* Start Raw data *

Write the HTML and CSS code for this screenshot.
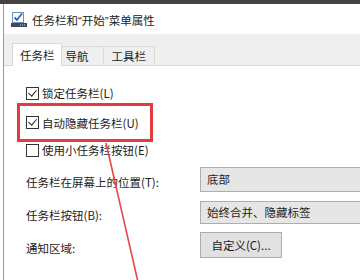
FILE: index.html
```html
<!DOCTYPE html>
<html>
<head>
<meta charset="utf-8">
<link rel="stylesheet" href="styles.css">
</head>
<body>
<div class="topbar"></div>
<div class="window">
  <div class="titlebar">
    <svg class="appicon" width="16" height="17" viewBox="0 0 16 17">
      <rect x="1.5" y="1.5" width="11" height="10" fill="#fff" stroke="#6d8fb8"/>
      <path d="M3.5 6.5 L6 9 L11 2.5" fill="none" stroke="#2a63b8" stroke-width="1.8"/>
      <rect x="0" y="12" width="16" height="4" fill="#3d4a5c"/>
      <rect x="9" y="13.5" width="1" height="1" fill="#cfd8e3"/>
      <rect x="11" y="13.5" width="1" height="1" fill="#cfd8e3"/>
      <rect x="13" y="13.5" width="1" height="1" fill="#cfd8e3"/>
    </svg>
    <span class="title">任务栏和<span class="q">“</span>开始<span class="q">”</span>菜单属性</span>
  </div>
  <div class="tabstrip">
    <div class="tab active">任务栏</div>
    <div class="tab">导航</div>
    <div class="tab">工具栏</div>
  </div>
  <div class="content">
    <div class="check-row first">
      <span class="cb checked"></span><span>锁定任务栏(L)</span>
    </div>
    <div class="highlight">
      <div class="check-row">
        <span class="cb checked"></span><span>自动隐藏任务栏(U)</span>
      </div>
    </div>
    <div class="check-row">
      <span class="cb"></span><span>使用小任务栏按钮(E)</span>
    </div>
    <div class="form">
      <span class="label">任务栏在屏幕上的位置(T):</span>
      <div class="select">底部</div>
      <span class="label">任务栏按钮(B):</span>
      <div class="select s2">始终合并、隐藏标签</div>
      <span class="label">通知区域:</span>
      <div><button class="btn">自定义(C)...</button></div>
    </div>
  </div>
  <svg class="arrow" width="360" height="280" viewBox="0 0 360 280">
    <line x1="106" y1="143" x2="138" y2="282" stroke="#e8474a" stroke-width="1.6"/>
  </svg>
</div>
</body>
</html>
```

FILE: styles.css
```css
html, body {
  margin: 0;
  padding: 0;
  width: 360px;
  height: 280px;
  overflow: hidden;
  background: #fff;
  font-family: "Noto Sans CJK SC", "Noto Sans", sans-serif;
  font-size: 11.5px;
  color: #1c1c1c;
}
.topbar {
  height: 4px;
  background: #434343;
}
.window {
  margin-left: 3px;
  border-left: 1px solid #8c9db2;
  height: 276px;
}
.titlebar {
  height: 30px;
  display: flex;
  align-items: center;
  padding-left: 7px;
  gap: 5px;
  background: #fff;
}
.appicon {
  display: block;
  margin-top: 1px;
}
.title {
  font-size: 11.5px;
  color: #222;
  margin-top: 1px;
}
.q {
  font-family: "Liberation Sans", sans-serif;
}
.tabstrip {
  height: 31px;
  background: #efefef;
  border-bottom: 1px solid #d9d9d9;
  display: flex;
  align-items: flex-end;
  padding-left: 8px;
}
.tab {
  height: 18px;
  line-height: 18px;
  padding: 0 14px 0 4px;
  border: 1px solid #dadada;
  border-bottom: none;
  border-left: none;
}
.tab.active {
  height: 22px;
  line-height: 22px;
  background: #fff;
  border-left: 1px solid #d6d6d6;
  padding: 0 6px 0 7px;
  margin-bottom: -1px;
}
.tab:nth-child(3) {
  padding: 0 8px 0 8px;
}
.content {
  position: relative;
  padding: 17px 0 0 22px;
}
.check-row {
  display: flex;
  align-items: center;
  gap: 3px;
  height: 20px;
}
.highlight + .check-row {
  height: 16px;
}
.cb {
  width: 11px;
  height: 11px;
  border: 1px solid #333;
  background: #fff;
  position: relative;
  flex: none;
}
.cb.checked::after {
  content: "";
  position: absolute;
  left: 3px;
  top: 0px;
  width: 4px;
  height: 7px;
  border: solid #222;
  border-width: 0 1.5px 1.5px 0;
  transform: rotate(40deg);
}
.highlight {
  margin-left: -9px;
  width: 124px;
  height: 33px;
  border: 3px solid #e63a3f;
  padding-left: 6px;
  display: flex;
  align-items: center;
}
.form {
  margin-top: 9px;
  display: grid;
  grid-template-columns: 174px 180px;
  row-gap: 9px;
  align-items: center;
}
.label {
  padding-top: 5px;
}
.select {
  line-height: 23px;
  border: 1px solid #adadad;
  background: #e6e6e6;
  padding-left: 6px;
  box-sizing: border-box;
  height: 25px;
}
.select.s2 {
  height: 23px;
  line-height: 21px;
}
.form > div:last-child {
  margin-top: -1px;
}
.btn {
  font-family: inherit;
  font-size: 11.5px;
  color: #1c1c1c;
  width: 82px;
  height: 26px;
  border: 1px solid #adadad;
  background: #e1e1e1;
  padding: 0;
  display: block;
}
.arrow {
  position: absolute;
  left: 0;
  top: 0;
  pointer-events: none;
}
```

* End Raw data *

## Exercise aim
From the data above, write out everything exactly except the pictures.

## Output for this task
Write the HTML and CSS code for this screenshot.
FILE: index.html
```html
<!DOCTYPE html>
<html>
<head>
<meta charset="utf-8">
<link rel="stylesheet" href="styles.css">
</head>
<body>
<div class="topbar"></div>
<div class="window">
  <div class="titlebar">
    <svg class="appicon" width="16" height="17" viewBox="0 0 16 17">
      <rect x="1.5" y="1.5" width="11" height="10" fill="#fff" stroke="#6d8fb8"/>
      <path d="M3.5 6.5 L6 9 L11 2.5" fill="none" stroke="#2a63b8" stroke-width="1.8"/>
      <rect x="0" y="12" width="16" height="4" fill="#3d4a5c"/>
      <rect x="9" y="13.5" width="1" height="1" fill="#cfd8e3"/>
      <rect x="11" y="13.5" width="1" height="1" fill="#cfd8e3"/>
      <rect x="13" y="13.5" width="1" height="1" fill="#cfd8e3"/>
    </svg>
    <span class="title">任务栏和<span class="q">“</span>开始<span class="q">”</span>菜单属性</span>
  </div>
  <div class="tabstrip">
    <div class="tab active">任务栏</div>
    <div class="tab">导航</div>
    <div class="tab">工具栏</div>
  </div>
  <div class="content">
    <div class="check-row first">
      <span class="cb checked"></span><span>锁定任务栏(L)</span>
    </div>
    <div class="highlight">
      <div class="check-row">
        <span class="cb checked"></span><span>自动隐藏任务栏(U)</span>
      </div>
    </div>
    <div class="check-row">
      <span class="cb"></span><span>使用小任务栏按钮(E)</span>
    </div>
    <div class="form">
      <span class="label">任务栏在屏幕上的位置(T):</span>
      <div class="select">底部</div>
      <span class="label">任务栏按钮(B):</span>
      <div class="select s2">始终合并、隐藏标签</div>
      <span class="label">通知区域:</span>
      <div><button class="btn">自定义(C)...</button></div>
    </div>
  </div>
  <svg class="arrow" width="360" height="280" viewBox="0 0 360 280">
    <line x1="106" y1="143" x2="138" y2="282" stroke="#e8474a" stroke-width="1.6"/>
  </svg>
</div>
</body>
</html>
```

FILE: styles.css
```css
html, body {
  margin: 0;
  padding: 0;
  width: 360px;
  height: 280px;
  overflow: hidden;
  background: #fff;
  font-family: "Noto Sans CJK SC", "Noto Sans", sans-serif;
  font-size: 11.5px;
  color: #1c1c1c;
}
.topbar {
  height: 4px;
  background: #434343;
}
.window {
  margin-left: 3px;
  border-left: 1px solid #8c9db2;
  height: 276px;
}
.titlebar {
  height: 30px;
  display: flex;
  align-items: center;
  padding-left: 7px;
  gap: 5px;
  background: #fff;
}
.appicon {
  display: block;
  margin-top: 1px;
}
.title {
  font-size: 11.5px;
  color: #222;
  margin-top: 1px;
}
.q {
  font-family: "Liberation Sans", sans-serif;
}
.tabstrip {
  height: 31px;
  background: #efefef;
  border-bottom: 1px solid #d9d9d9;
  display: flex;
  align-items: flex-end;
  padding-left: 8px;
}
.tab {
  height: 18px;
  line-height: 18px;
  padding: 0 14px 0 4px;
  border: 1px solid #dadada;
  border-bottom: none;
  border-left: none;
}
.tab.active {
  height: 22px;
  line-height: 22px;
  background: #fff;
  border-left: 1px solid #d6d6d6;
  padding: 0 6px 0 7px;
  margin-bottom: -1px;
}
.tab:nth-child(3) {
  padding: 0 8px 0 8px;
}
.content {
  position: relative;
  padding: 17px 0 0 22px;
}
.check-row {
  display: flex;
  align-items: center;
  gap: 3px;
  height: 20px;
}
.highlight + .check-row {
  height: 16px;
}
.cb {
  width: 11px;
  height: 11px;
  border: 1px solid #333;
  background: #fff;
  position: relative;
  flex: none;
}
.cb.checked::after {
  content: "";
  position: absolute;
  left: 3px;
  top: 0px;
  width: 4px;
  height: 7px;
  border: solid #222;
  border-width: 0 1.5px 1.5px 0;
  transform: rotate(40deg);
}
.highlight {
  margin-left: -9px;
  width: 124px;
  height: 33px;
  border: 3px solid #e63a3f;
  padding-left: 6px;
  display: flex;
  align-items: center;
}
.form {
  margin-top: 9px;
  display: grid;
  grid-template-columns: 174px 180px;
  row-gap: 9px;
  align-items: center;
}
.label {
  padding-top: 5px;
}
.select {
  line-height: 23px;
  border: 1px solid #adadad;
  background: #e6e6e6;
  padding-left: 6px;
  box-sizing: border-box;
  height: 25px;
}
.select.s2 {
  height: 23px;
  line-height: 21px;
}
.form > div:last-child {
  margin-top: -1px;
}
.btn {
  font-family: inherit;
  font-size: 11.5px;
  color: #1c1c1c;
  width: 82px;
  height: 26px;
  border: 1px solid #adadad;
  background: #e1e1e1;
  padding: 0;
  display: block;
}
.arrow {
  position: absolute;
  left: 0;
  top: 0;
  pointer-events: none;
}
```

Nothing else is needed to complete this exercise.